Çukurova Üniversitesi'nde 14 Ekim 2014 tarihinde IŞİD'in Kobani'ye yönelik saldırılarını protesto etmek için düzenlenen ve polisin müdahale ettiği yürüyüşe katılan 23 öğrenci hakkında, başlatılan soruşturma tamamlandı. Hazırlanan ve 14'üncü Asliye Ceza Mahkemesi'ne sunulan iddianame kabul edildi.

'IŞİD SARI MEKAPLILARA YENİLECEK'

İddianamede, Kobani sınırında nöbet tutan yurttaşların fotoğraflarının bulunduğu dövizler ile "IŞİD sarı mekaplılara yenilecek" dövizleri "örgüt propagandası" suçu olarak gösteriliyor. Öğrencilerin attığı "Polis defol üniversiteler bizimdir" ve "Katil IŞİD işbirlikçi AKP" şeklindeki sloganların suç unsuru olarak kabul edilen iddianamede, öğrencilerin polisin saldırısı üzerine kaçarak sığındıkları Yabancı Diller Yüksek Okulu'nu da işgal ettikleri ileri sürülüyor.

İddianamede, öğrencilerin sığındığı okulda cebir ve şiddet kullanarak eğitim-öğrenim hakkını engelledikleri ve kamu malına zarar verdikleri belirtiliyor.

SALDIRGANLARA DAVA AÇILMADI

İddianamede, YPG/YPJ için "terör örgütü" ifadesi kullanılırken, üniversitede ırkçı yazılamalar yapan ve yürüyüşte öğrencilere saldırmak isteyerek hakaretler yağdıran ülkücü gruptan hiç kimse hakkında dava açılmaması dikkat çekti.

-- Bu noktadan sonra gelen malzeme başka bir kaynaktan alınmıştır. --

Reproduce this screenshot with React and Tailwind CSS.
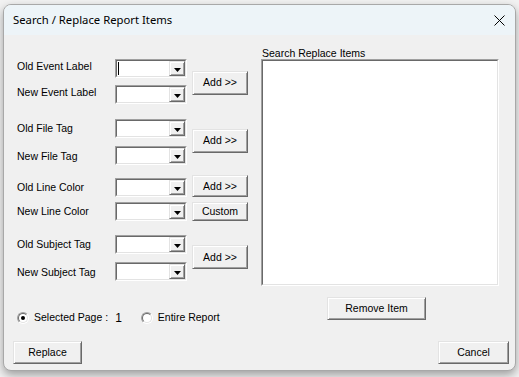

HER ÖĞRENCİ İÇİN 17 YIL HAPİS İSTENİYOR

İddianamede, öğrenciler hakkında "Kanuna aykırı gösteri ve yürüyüşlere silahsız katılmak, ihtara rağmen dağılmamak", "Kamu malına zarar verme", "Örgüt propagandası yapmak" ve "Cebir ve tehdit kullanarak eğitim öğretime engel olma, görevi yaptırmamak için direnme" gerekçeleri ile 17'şer yıla kadar hapis cezası isteniyor.

'SAVCILIK VE EMNİYET TARAFLI'

Bazı öğrencilerin avukatı Esem Yeğit, öğrencilerin demokratik haklarının kolluk kuvvetleri tarafından engellendiğini belirterek, öğrencilere yapılan ırkçı saldırılara da göz yumulduğunu kaydetti.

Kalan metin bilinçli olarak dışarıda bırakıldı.